» **SUPPLIED INFORMATION**:
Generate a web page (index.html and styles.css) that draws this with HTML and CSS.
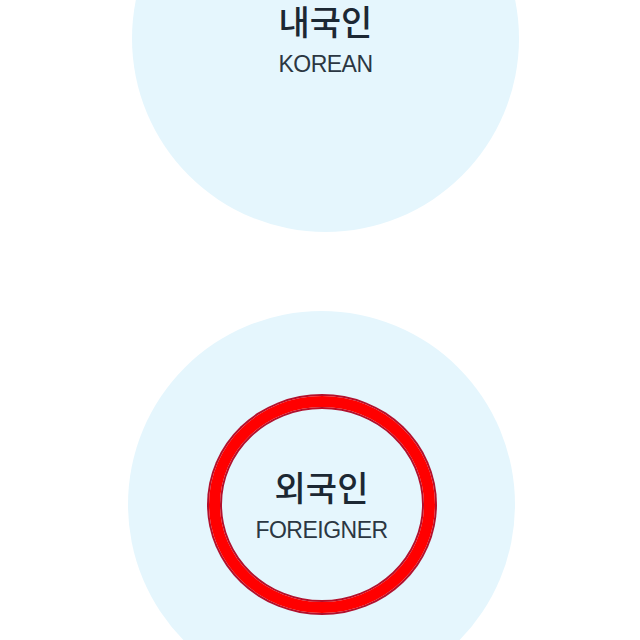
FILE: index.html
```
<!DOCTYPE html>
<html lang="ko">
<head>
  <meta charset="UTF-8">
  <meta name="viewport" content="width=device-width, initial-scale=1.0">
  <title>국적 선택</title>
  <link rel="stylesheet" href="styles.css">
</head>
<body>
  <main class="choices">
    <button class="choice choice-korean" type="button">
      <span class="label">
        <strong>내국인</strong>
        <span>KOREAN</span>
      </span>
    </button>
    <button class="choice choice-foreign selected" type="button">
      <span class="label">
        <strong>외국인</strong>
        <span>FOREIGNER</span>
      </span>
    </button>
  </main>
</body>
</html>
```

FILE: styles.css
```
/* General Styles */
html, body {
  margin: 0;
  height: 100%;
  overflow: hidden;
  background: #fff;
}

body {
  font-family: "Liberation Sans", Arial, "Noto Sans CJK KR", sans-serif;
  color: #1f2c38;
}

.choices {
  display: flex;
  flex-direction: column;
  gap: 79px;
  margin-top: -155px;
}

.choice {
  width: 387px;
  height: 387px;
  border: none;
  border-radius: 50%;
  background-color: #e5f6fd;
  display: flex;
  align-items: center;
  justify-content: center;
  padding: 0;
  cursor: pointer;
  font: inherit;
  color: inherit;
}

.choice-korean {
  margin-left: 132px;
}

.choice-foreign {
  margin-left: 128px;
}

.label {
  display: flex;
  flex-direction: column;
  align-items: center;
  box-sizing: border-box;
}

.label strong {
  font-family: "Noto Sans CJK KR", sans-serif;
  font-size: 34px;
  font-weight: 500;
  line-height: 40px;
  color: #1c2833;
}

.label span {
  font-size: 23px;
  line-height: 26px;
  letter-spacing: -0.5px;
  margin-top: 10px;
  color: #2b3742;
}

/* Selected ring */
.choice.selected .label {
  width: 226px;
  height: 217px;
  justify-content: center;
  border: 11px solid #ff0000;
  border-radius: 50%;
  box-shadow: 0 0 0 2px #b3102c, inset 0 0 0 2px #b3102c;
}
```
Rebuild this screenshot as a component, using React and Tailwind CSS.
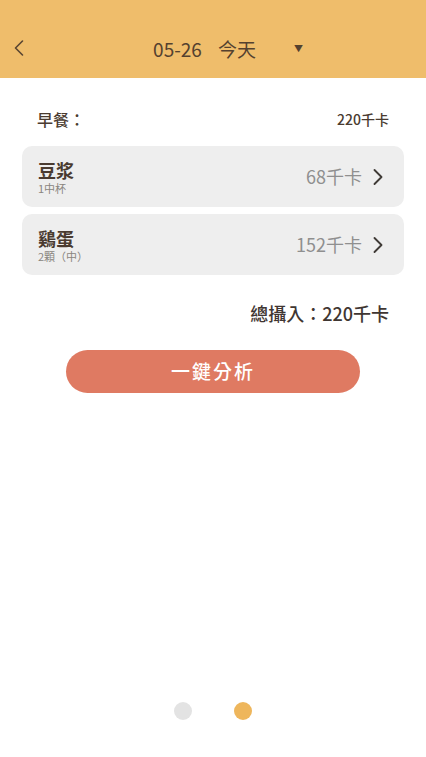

» **YOUR INSTRUCTIONS**: Pictures are excluded; repeat every record exactly.

» **FINISHED TASK**:
Generate a web page (index.html and styles.css) that draws this with HTML and CSS.
FILE: index.html
```
<!DOCTYPE html>
<html lang="ko">
<head>
  <meta charset="UTF-8">
  <meta name="viewport" content="width=device-width, initial-scale=1.0">
  <title>국적 선택</title>
  <link rel="stylesheet" href="styles.css">
</head>
<body>
  <main class="choices">
    <button class="choice choice-korean" type="button">
      <span class="label">
        <strong>내국인</strong>
        <span>KOREAN</span>
      </span>
    </button>
    <button class="choice choice-foreign selected" type="button">
      <span class="label">
        <strong>외국인</strong>
        <span>FOREIGNER</span>
      </span>
    </button>
  </main>
</body>
</html>
```

FILE: styles.css
```
/* General Styles */
html, body {
  margin: 0;
  height: 100%;
  overflow: hidden;
  background: #fff;
}

body {
  font-family: "Liberation Sans", Arial, "Noto Sans CJK KR", sans-serif;
  color: #1f2c38;
}

.choices {
  display: flex;
  flex-direction: column;
  gap: 79px;
  margin-top: -155px;
}

.choice {
  width: 387px;
  height: 387px;
  border: none;
  border-radius: 50%;
  background-color: #e5f6fd;
  display: flex;
  align-items: center;
  justify-content: center;
  padding: 0;
  cursor: pointer;
  font: inherit;
  color: inherit;
}

.choice-korean {
  margin-left: 132px;
}

.choice-foreign {
  margin-left: 128px;
}

.label {
  display: flex;
  flex-direction: column;
  align-items: center;
  box-sizing: border-box;
}

.label strong {
  font-family: "Noto Sans CJK KR", sans-serif;
  font-size: 34px;
  font-weight: 500;
  line-height: 40px;
  color: #1c2833;
}

.label span {
  font-size: 23px;
  line-height: 26px;
  letter-spacing: -0.5px;
  margin-top: 10px;
  color: #2b3742;
}

/* Selected ring */
.choice.selected .label {
  width: 226px;
  height: 217px;
  justify-content: center;
  border: 11px solid #ff0000;
  border-radius: 50%;
  box-shadow: 0 0 0 2px #b3102c, inset 0 0 0 2px #b3102c;
}
```
Rebuild this screenshot as a component, using React and Tailwind CSS.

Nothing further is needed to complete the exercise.